By night, she experiments with masturbation and curses her sinful hand. By day, she escapes into dance practice and solo bike rides at dusk, the air thick with humidity and crickets (characters are dripping in sweat on multiple occasions, often coinciding with a melting of control). The honeyed Southern summer setting, lushly captured by cinematographer Brian Lannin, feels expansive in a way Jem’s social and emotional futures do not. This is Duggar-type Christian fundamentalism – long skirts and covered shoulders, no social associations outside church and no secular culture. The two first reconnect on a stairwell outside church – Jem in snotty tears after a fellow congregant chastises her visible bra outline Owen, recently returned from a missionary stint in Puerto Rico, the subject of gossip over why he and his wife (Jessamine Burgum) don’t have children yet. Glance by glance, Jem is invariably drawn to Owen against the backdrop of shame-ridden conservatism.

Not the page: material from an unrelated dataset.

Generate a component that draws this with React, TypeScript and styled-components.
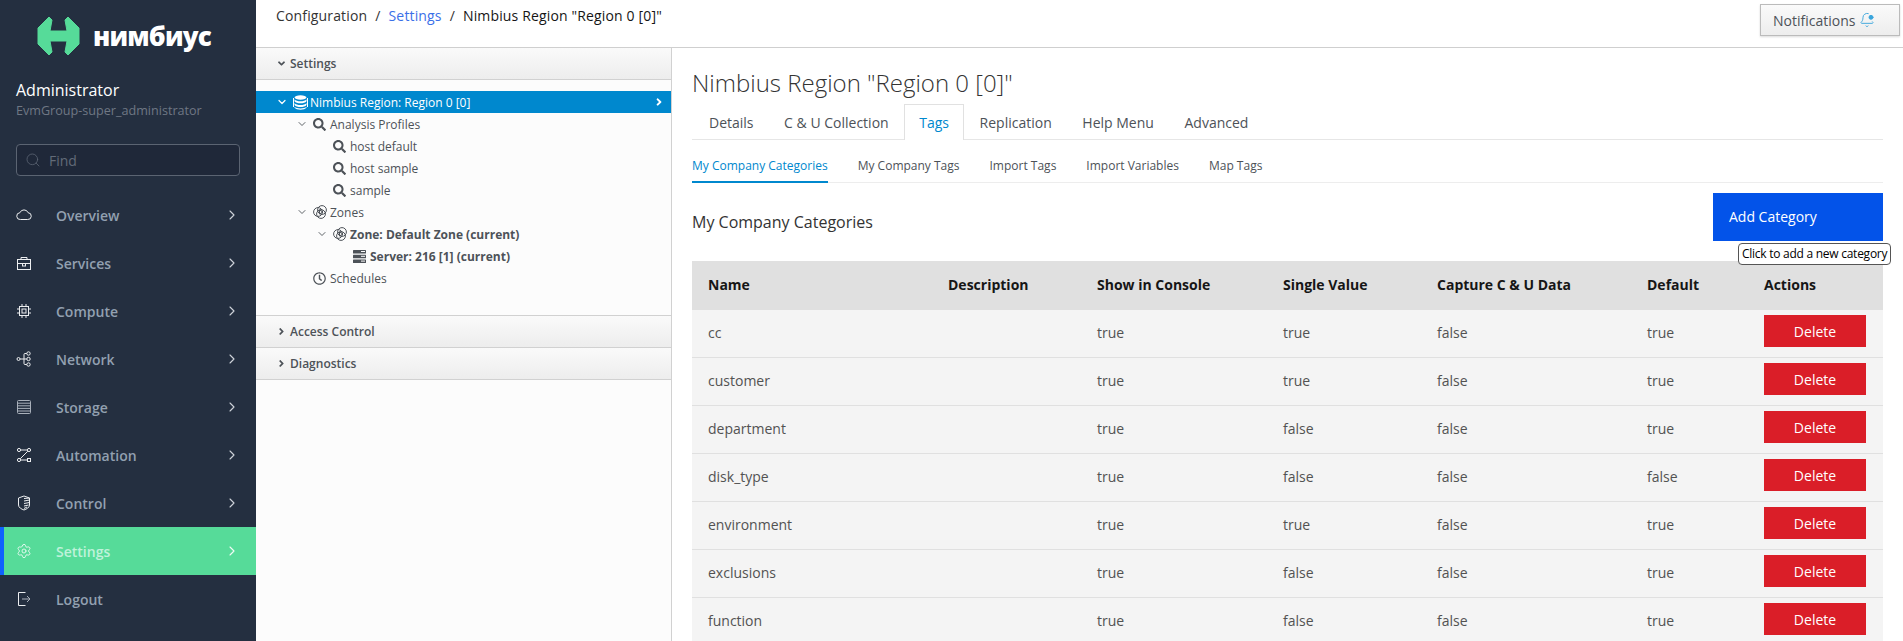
import React from 'react';
import styled, { createGlobalStyle } from 'styled-components';
import { BellDot, ChevronDown, ChevronRight, Search, Settings as Gear } from 'lucide-react';
import { FaAngleDown, FaAngleRight, FaRegClock, FaSearch } from 'react-icons/fa';

const GlobalStyle = createGlobalStyle`
  html, body {
    margin: 0;
    height: 100%;
    overflow: hidden;
    background: #fff;
    font-family: 'Open Sans', 'Liberation Sans', sans-serif;
  }
  #root {
    height: 100%;
  }
`;

const Page = styled.div`
  display: flex;
  height: 100vh;
`;

const Sidebar = styled.aside`
  width: 256px;
  flex: none;
  background: #242f40;
  display: flex;
  flex-direction: column;
`;

const LogoRow = styled.div`
  display: flex;
  align-items: center;
  gap: 13px;
  height: 40px;
  padding: 16px 0 0 37px;
`;

const LogoText = styled.span`
  color: #fff;
  font-size: 26px;
  font-weight: 800;
  letter-spacing: -0.8px;
  line-height: 40px;
`;

const UserBox = styled.div`
  padding: 23px 16px 0;
`;

const UserName = styled.div`
  color: #fff;
  font-size: 16px;
  line-height: 22px;
`;

const UserGroup = styled.div`
  color: #6f7784;
  font-size: 12.6px;
  line-height: 20px;
`;

const FindBox = styled.label`
  display: flex;
  align-items: center;
  height: 30px;
  margin: 23px 16px 15px;
  padding-left: 8px;
  gap: 8px;
  background: #1f2839;
  border: 1px solid #5b6472;
  border-radius: 4px;
  color: #5c6573;
`;

const FindInput = styled.input`
  flex: 1;
  min-width: 0;
  padding: 0;
  border: 0;
  outline: 0;
  background: none;
  font: 14px 'Open Sans', sans-serif;
  &::placeholder {
    color: #626b78;
  }
`;

const NavItem = styled.div<{ $active?: boolean }>`
  display: flex;
  align-items: center;
  height: 48px;
  flex: none;
  box-sizing: border-box;
  padding: 0 16px 0 12px;
  border-left: 4px solid ${(p) => (p.$active ? '#0f62fe' : 'transparent')};
  background: ${(p) => (p.$active ? '#56db99' : 'transparent')};
  color: ${(p) => (p.$active ? '#bff2da' : '#92a0b0')};
  font-size: 14px;
  font-weight: 600;
`;

const NavIcon = styled.svg<{ $dim?: boolean }>`
  width: 16px;
  height: 16px;
  flex: none;
  margin-right: 24px;
  fill: none;
  stroke: ${(p) => (p.$dim ? '#a9b0ba' : '#eceef0')};
  stroke-width: 1;
`;

const GearIcon = styled(Gear)`
  flex: none;
  margin-right: 24px;
  color: #eefaf4;
`;

const NavLabel = styled.span`
  flex: 1;
`;

const NavArrow = styled(ChevronRight)<{ $active?: boolean }>`
  color: ${(p) => (p.$active ? '#f2fbf6' : '#cfd4da')};
`;

const Main = styled.div`
  flex: 1;
  min-width: 0;
  display: flex;
  flex-direction: column;
`;

const TopBar = styled.header`
  flex: none;
  display: flex;
  justify-content: space-between;
  padding: 4px 3px 0 20px;
  height: 43px;
  border-bottom: 1px solid #cfcfcf;
`;

const Crumbs = styled.nav`
  display: flex;
  gap: 8px;
  font-size: 14px;
  letter-spacing: 0.15px;
  line-height: 24px;
  color: #333;
`;

const CrumbLink = styled.a`
  color: #3a70e8;
`;

const CrumbCurrent = styled.span`
  color: #151515;
`;

const NotifyButton = styled.button`
  display: flex;
  align-items: center;
  gap: 4px;
  width: 140px;
  height: 32px;
  padding: 0 0 0 12px;
  box-sizing: border-box;
  background: linear-gradient(#fafafa, #ededed);
  border: 1px solid #bbb;
  box-shadow: 0 1px 2px rgba(0, 0, 0, 0.15);
  color: #4d5258;
  font: 14px 'Open Sans', sans-serif;
`;

const BellIcon = styled(BellDot)`
  color: #39a5dc;
  circle {
    fill: #39a5dc;
  }
`;

const Body = styled.div`
  flex: 1;
  min-height: 0;
  display: flex;
`;

const TreePanel = styled.div`
  width: 415px;
  flex: none;
  background: #fcfcfc;
  border-right: 1px solid #d1d1d1;
`;

const PanelHead = styled.div`
  display: flex;
  align-items: center;
  height: 31px;
  padding-left: 20px;
  gap: 3px;
  background: linear-gradient(#fafafa, #ededed);
  border-bottom: 1px solid #d1d1d1;
  color: #4d5258;
  font-size: 12px;
  font-weight: 600;
`;

const Tree = styled.div`
  height: 198px;
  padding: 11px 0 26px;
  border-bottom: 1px solid #d1d1d1;
`;

const TreeRow = styled.div<{ $level: number; $selected?: boolean; $bold?: boolean }>`
  display: flex;
  align-items: center;
  height: 22px;
  padding-left: ${(p) => 20 + p.$level * 20}px;
  background: ${(p) => (p.$selected ? '#0088ce' : 'transparent')};
  color: ${(p) => (p.$selected ? '#fff' : '#4d5258')};
  font-size: 12px;
  font-weight: ${(p) => (p.$bold ? 700 : 400)};
`;

const TreeToggle = styled.span`
  width: 17px;
  flex: none;
  display: flex;
`;

const TreeIcon = styled.span`
  width: 17px;
  flex: none;
  display: flex;
  align-items: center;
`;

const TreeLabel = styled.span`
  flex: 1;
`;

const TreeEndArrow = styled.span`
  display: flex;
  padding-right: 6px;
`;

const Content = styled.main`
  flex: 1;
  min-width: 0;
  padding: 0 20px;
`;

const Title = styled.h1`
  margin: 18px 0 4px;
  font-size: 24px;
  font-weight: 300;
  line-height: 34px;
  color: #333;
`;

const Tabs = styled.div`
  display: flex;
  height: 35px;
  padding-left: 1.7px;
  border-bottom: 1px solid #e6e6e6;
`;

const Tab = styled.div<{ $active?: boolean }>`
  display: flex;
  align-items: center;
  height: ${(p) => (p.$active ? '36px' : '35px')};
  padding: 0 14.3px;
  box-sizing: border-box;
  background: #fff;
  border: 1px solid ${(p) => (p.$active ? '#e1e1e1' : 'transparent')};
  border-bottom: 0;
  color: ${(p) => (p.$active ? '#0088ce' : '#4d5258')};
  font-size: 14px;
`;

const SubTabs = styled.div`
  display: flex;
  gap: 30px;
  height: 42px;
  border-bottom: 1px solid #ededed;
`;

const SubTab = styled.div<{ $active?: boolean }>`
  display: flex;
  align-items: center;
  height: 43px;
  padding-top: 9px;
  box-sizing: border-box;
  border-bottom: 2px solid ${(p) => (p.$active ? '#0088ce' : 'transparent')};
  color: ${(p) => (p.$active ? '#0088ce' : '#4d5258')};
  font-size: 12px;
`;

const SectionHead = styled.div`
  display: flex;
  align-items: center;
  justify-content: space-between;
  padding: 10px 0 20px;
`;

const SectionTitle = styled.h2`
  margin: 10px 0 0;
  font-size: 16px;
  font-weight: 400;
  color: #333;
`;

const AddWrap = styled.div`
  position: relative;
`;

const AddButton = styled.button`
  display: block;
  width: 170px;
  height: 48px;
  padding: 0 16px 2px;
  border: 0;
  background: #0353e9;
  color: #fff;
  text-align: left;
  font: 14px 'Open Sans', sans-serif;
`;

const Tooltip = styled.div`
  position: absolute;
  z-index: 2;
  top: 50px;
  left: 25px;
  padding: 0 3px;
  background: #fff;
  border: 1px solid #555;
  border-radius: 4px;
  color: #000;
  font-size: 12px;
  letter-spacing: -0.26px;
  line-height: 20px;
  white-space: nowrap;
`;

const Table = styled.table`
  width: 100%;
  border-collapse: separate;
  border-spacing: 0;
  table-layout: fixed;
`;

const Th = styled.th`
  height: 48px;
  box-sizing: border-box;
  padding: 0 16px 2px;
  background: #e0e0e0;
  color: #161616;
  text-align: left;
  font-size: 14px;
  font-weight: 700;
`;

const Td = styled.td<{ $action?: boolean }>`
  height: 48px;
  box-sizing: border-box;
  padding: 0 16px ${(p) => (p.$action ? '5px' : '3px')};
  background: #f4f4f4;
  border-top: 1px solid #e0e0e0;
  color: #525252;
  font-size: 14px;
`;

const DeleteButton = styled.button`
  display: block;
  width: 102px;
  height: 32px;
  border: 0;
  background: #da1e28;
  color: #fff;
  font: 14px 'Open Sans', sans-serif;
`;

const RegionGlyph = () => (
  <svg width="15" height="15" viewBox="0 0 15 15" fill="currentColor">
    <ellipse cx="7.500" cy="2.500" rx="6" ry="2.200" />
    <path d="M1.500 4.300c1 1.500 3.500 2 6 2s5-.5 6-2V6.300c-1 1.500-3.500 2-6 2s-5-.5-6-2z" />
    <path d="M1.500 8c1 1.500 3.500 2 6 2s5-.5 6-2v2c-1 1.500-3.500 2-6 2s-5-.5-6-2z" />
    <path d="M1.500 11.700c1 1.300 3.500 1.700 6 1.700s5-.4 6-1.700v1.100c-1 1.300-3.500 1.900-6 1.900s-5-.6-6-1.900z" />
    <path d="M0 3v9h1V3zM14 3v9h1V3z" />
  </svg>
);

const ZoneGlyph = () => (
  <svg width="14" height="14" viewBox="0 0 14 14" fill="none" stroke="currentColor" strokeWidth="1">
    <circle cx="5" cy="7" r="4.400" />
    <circle cx="9" cy="5" r="4.400" />
    <circle cx="8" cy="9" r="4.400" />
    <path d="M6.500 5l3.500 2-3.500 2z" />
  </svg>
);

const ServerGlyph = () => (
  <svg width="13" height="13" viewBox="0 0 13 13" fill="currentColor">
    <rect x="0" y="0" width="13" height="3.400" rx="0.500" />
    <rect x="0" y="4.800" width="13" height="3.400" rx="0.500" />
    <rect x="0" y="9.600" width="13" height="3.400" rx="0.500" />
    <rect x="8" y="5.800" width="4" height="1" fill="#fcfcfc" />
    <rect x="8" y="1" width="4" height="1" fill="#fcfcfc" />
    <rect x="8" y="10.600" width="4" height="1" fill="#fcfcfc" />
  </svg>
);

const navItems = [
  {
    label: 'Overview',
    icon: <path d="M4.400 12.500a3.400 3.400 0 0 1-.5-6.800 4.400 4.400 0 0 1 8.200 0 3.400 3.400 0 0 1-.5 6.800z" />,
  },
  {
    label: 'Services',
    icon: (
      <>
        <rect x="1.500" y="4.500" width="13" height="10" />
        <path d="M5 4.500v-2h6v2M1.500 8.500h13" />
        <rect x="6.500" y="8.500" width="3" height="2.500" />
      </>
    ),
  },
  {
    label: 'Compute',
    icon: (
      <>
        <rect x="3.500" y="3.500" width="9" height="9" />
        <rect x="6" y="6" width="4" height="4" />
        <path d="M6 1v2.500M10 1v2.500M6 12.500V15M10 12.500V15M1 6h2.500M1 10h2.500M12.500 6H15M12.500 10H15" />
      </>
    ),
  },
  {
    label: 'Network',
    icon: (
      <>
        <circle cx="2.500" cy="8" r="1.500" />
        <circle cx="12.500" cy="2.500" r="1.700" />
        <circle cx="12.500" cy="8" r="1.700" />
        <circle cx="12.500" cy="13.500" r="1.700" />
        <path d="M4 8h6.800M8 8V3.500a1 1 0 0 1 1-1h1.800M8 8v4.500a1 1 0 0 0 1 1h1.800" />
      </>
    ),
  },
  {
    label: 'Storage',
    dim: true,
    icon: (
      <>
        <rect x="1.500" y="1.500" width="13" height="13" rx="1" />
        <path d="M1.500 4.200h13M1.500 6.800h13M1.500 9.400h13M1.500 12h13" />
      </>
    ),
  },
  {
    label: 'Automation',
    icon: (
      <>
        <circle cx="3" cy="3" r="1.600" />
        <circle cx="13" cy="3" r="1.600" />
        <circle cx="3" cy="13" r="1.600" />
        <rect x="11.500" y="11.500" width="3" height="3" />
        <path d="M4.600 3h6.800M11.800 4.200l-7.600 7.600M4.600 13h6.900" />
      </>
    ),
  },
  {
    label: 'Control',
    icon: (
      <>
        <path d="M8 1l5.500 2v7c0 2.500-3 4.200-5.500 5-2.500-.8-5.500-2.500-5.500-5V3z" />
        <path d="M8 3.500l5.500-.5M8 6l5.500-1M8 8.500l5.500-1M8 11l4.500-1M8 13.500l3-1.500" />
      </>
    ),
  },
];

const rows = [
  ['cc', 'true', 'true', 'false', 'true'],
  ['customer', 'true', 'true', 'false', 'true'],
  ['department', 'true', 'false', 'false', 'true'],
  ['disk_type', 'true', 'false', 'false', 'false'],
  ['environment', 'true', 'true', 'false', 'true'],
  ['exclusions', 'true', 'false', 'false', 'true'],
  ['function', 'true', 'false', 'false', 'true'],
];

const columnWidths = [240, 149, 186, 154, 210, 117, 135];

export default function App() {
  return (
    <Page>
      <GlobalStyle />
      <Sidebar>
        <LogoRow>
          <svg width="43" height="40" viewBox="0 0 43 40" fill="#56db99" stroke="#56db99" strokeLinejoin="round">
            <path d="M12 1L1 12v16l11 11 3-3-2-11h17l-2 11 3 3 11-11V12L31 1l-3 3 2 11H13l2-11z" />
          </svg>
          <LogoText>нимбиус</LogoText>
        </LogoRow>
        <UserBox>
          <UserName>Administrator</UserName>
          <UserGroup>EvmGroup-super_administrator</UserGroup>
        </UserBox>
        <FindBox>
          <Search size={16} strokeWidth={1.2} />
          <FindInput placeholder="Find" />
        </FindBox>
        {navItems.map((item) => (
          <NavItem key={item.label}>
            <NavIcon viewBox="0 0 16 16" $dim={item.dim}>
              {item.icon}
            </NavIcon>
            <NavLabel>{item.label}</NavLabel>
            <NavArrow size={16} strokeWidth={1.6} />
          </NavItem>
        ))}
        <NavItem $active>
          <GearIcon size={16} strokeWidth={1.3} />
          <NavLabel>Settings</NavLabel>
          <NavArrow size={16} strokeWidth={1.6} $active />
        </NavItem>
        <NavItem>
          <NavIcon viewBox="0 0 16 16">
            <path d="M9.500 1.500h-7v13h7" />
            <path d="M6 8h8M11 5l3 3-3 3" stroke="#a9b0ba" />
          </NavIcon>
          <NavLabel>Logout</NavLabel>
        </NavItem>
      </Sidebar>
      <Main>
        <TopBar>
          <Crumbs>
            <span>Configuration</span>
            <span>/</span>
            <CrumbLink>Settings</CrumbLink>
            <span>/</span>
            <CrumbCurrent>Nimbius Region "Region 0 [0]"</CrumbCurrent>
          </Crumbs>
          <NotifyButton>
            Notifications
            <BellIcon size={16} strokeWidth={1.4} />
          </NotifyButton>
        </TopBar>
        <Body>
          <TreePanel>
            <PanelHead>
              <FaAngleDown size={11} />
              Settings
            </PanelHead>
            <Tree>
              <TreeRow $level={0} $selected>
                <TreeToggle><ChevronDown size={12} strokeWidth={2.4} /></TreeToggle>
                <TreeIcon><RegionGlyph /></TreeIcon>
                <TreeLabel>Nimbius Region: Region 0 [0]</TreeLabel>
                <TreeEndArrow><FaAngleRight size={12} /></TreeEndArrow>
              </TreeRow>
              <TreeRow $level={1}>
                <TreeToggle><ChevronDown size={12} strokeWidth={1.8} /></TreeToggle>
                <TreeIcon><FaSearch size={13} /></TreeIcon>
                <TreeLabel>Analysis Profiles</TreeLabel>
              </TreeRow>
              {['host default', 'host sample', 'sample'].map((name) => (
                <TreeRow key={name} $level={2}>
                  <TreeToggle />
                  <TreeIcon><FaSearch size={13} /></TreeIcon>
                  <TreeLabel>{name}</TreeLabel>
                </TreeRow>
              ))}
              <TreeRow $level={1}>
                <TreeToggle><ChevronDown size={12} strokeWidth={1.8} /></TreeToggle>
                <TreeIcon><ZoneGlyph /></TreeIcon>
                <TreeLabel>Zones</TreeLabel>
              </TreeRow>
              <TreeRow $level={2} $bold>
                <TreeToggle><ChevronDown size={12} strokeWidth={1.8} /></TreeToggle>
                <TreeIcon><ZoneGlyph /></TreeIcon>
                <TreeLabel>Zone: Default Zone (current)</TreeLabel>
              </TreeRow>
              <TreeRow $level={3} $bold>
                <TreeToggle />
                <TreeIcon><ServerGlyph /></TreeIcon>
                <TreeLabel>Server: 216 [1] (current)</TreeLabel>
              </TreeRow>
              <TreeRow $level={1}>
                <TreeToggle />
                <TreeIcon><FaRegClock size={13} /></TreeIcon>
                <TreeLabel>Schedules</TreeLabel>
              </TreeRow>
            </Tree>
            <PanelHead>
              <FaAngleRight size={11} />
              Access Control
            </PanelHead>
            <PanelHead>
              <FaAngleRight size={11} />
              Diagnostics
            </PanelHead>
          </TreePanel>
          <Content>
            <Title>Nimbius Region "Region 0 [0]"</Title>
            <Tabs>
              <Tab>Details</Tab>
              <Tab>C &amp; U Collection</Tab>
              <Tab $active>Tags</Tab>
              <Tab>Replication</Tab>
              <Tab>Help Menu</Tab>
              <Tab>Advanced</Tab>
            </Tabs>
            <SubTabs>
              <SubTab $active>My Company Categories</SubTab>
              <SubTab>My Company Tags</SubTab>
              <SubTab>Import Tags</SubTab>
              <SubTab>Import Variables</SubTab>
              <SubTab>Map Tags</SubTab>
            </SubTabs>
            <SectionHead>
              <SectionTitle>My Company Categories</SectionTitle>
              <AddWrap>
                <AddButton>Add Category</AddButton>
                <Tooltip>Click to add a new category</Tooltip>
              </AddWrap>
            </SectionHead>
            <Table>
              <colgroup>
                {columnWidths.map((w, i) => (
                  <col key={i} width={w} />
                ))}
              </colgroup>
              <thead>
                <tr>
                  <Th>Name</Th>
                  <Th>Description</Th>
                  <Th>Show in Console</Th>
                  <Th>Single Value</Th>
                  <Th>Capture C &amp; U Data</Th>
                  <Th>Default</Th>
                  <Th>Actions</Th>
                </tr>
              </thead>
              <tbody>
                {rows.map((r) => (
                  <tr key={r[0]}>
                    <Td>{r[0]}</Td>
                    <Td />
                    <Td>{r[1]}</Td>
                    <Td>{r[2]}</Td>
                    <Td>{r[3]}</Td>
                    <Td>{r[4]}</Td>
                    <Td $action>
                      <DeleteButton>Delete</DeleteButton>
                    </Td>
                  </tr>
                ))}
              </tbody>
            </Table>
          </Content>
        </Body>
      </Main>
    </Page>
  );
}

It’s ultimately less a portrait of a toxic relationship – that’s not the tone of Owen and Jem’s connection here – than a familiar battle of faith and feelings, intuition versus indoctrination, the fine line between sin and sublime.


The Starling Girl, anchored by a bristling performance from the always solid Scanlen, is at its best when it hews to the combustible suspense of a teenage girl glimpsing her own instincts – for honesty, for autonomy, and most threateningly for pleasure. Parmet succeeds more on the former than the latter.